The result is a game that’s simultaneously one of the best action RPGs available and one that requires a degree of patience with dated design. The loot grind that keeps veterans playing for thousands of hours is the same grind that overwhelms some newcomers. The build complexity that rewards deep knowledge is the same complexity that punishes uninformed skill point allocation. Resurrected doesn’t sand down those edges so much as make them prettier.
Should You Play Diablo II: Resurrected?
Diablo II: Resurrected is for anyone who loves action RPGs and wants to experience the game that started it all, or return to it with fresh eyes. Veterans will find their muscle memory rewarded and their nostalgia validated. Newer players who approach it with patience for older design conventions will discover why this game’s influence runs so deep through the genre.
Skip it if dated inventory systems and obtuse game mechanics frustrate you more than challenge you. Players who need frequent, guaranteed loot upgrades or modern quality of life features may find the pacing too slow. If you tried the original and bounced off its systems, the visual upgrade alone is unlikely to change your mind.

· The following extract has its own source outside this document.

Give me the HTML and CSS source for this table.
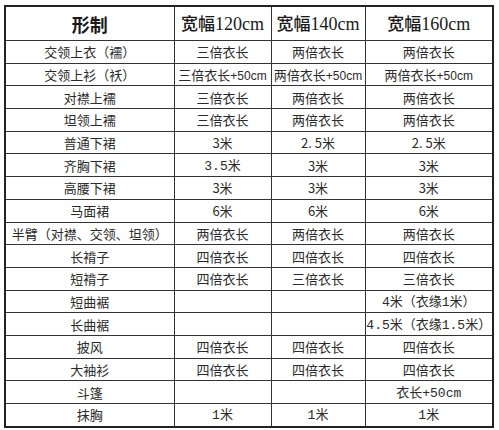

The Verdict on Diablo II: Resurrected
Diablo II: Resurrected is a faithful and visually stunning remaster of one of the most important action RPGs ever made. The updated graphics bring the dark world of Sanctuary to life without compromising the gameplay that made the original a legend. Quality of life improvements like shared stash and auto gold pickup smooth out the roughest edges, and ongoing content updates have kept the game evolving. Some design choices haven’t aged gracefully, and the rocky launch left scars on community trust. But the core experience, the loot chase, the build diversity, the satisfying rhythm of clearing dungeons, remains as compelling as it was two decades ago. For action RPG fans, this is essential.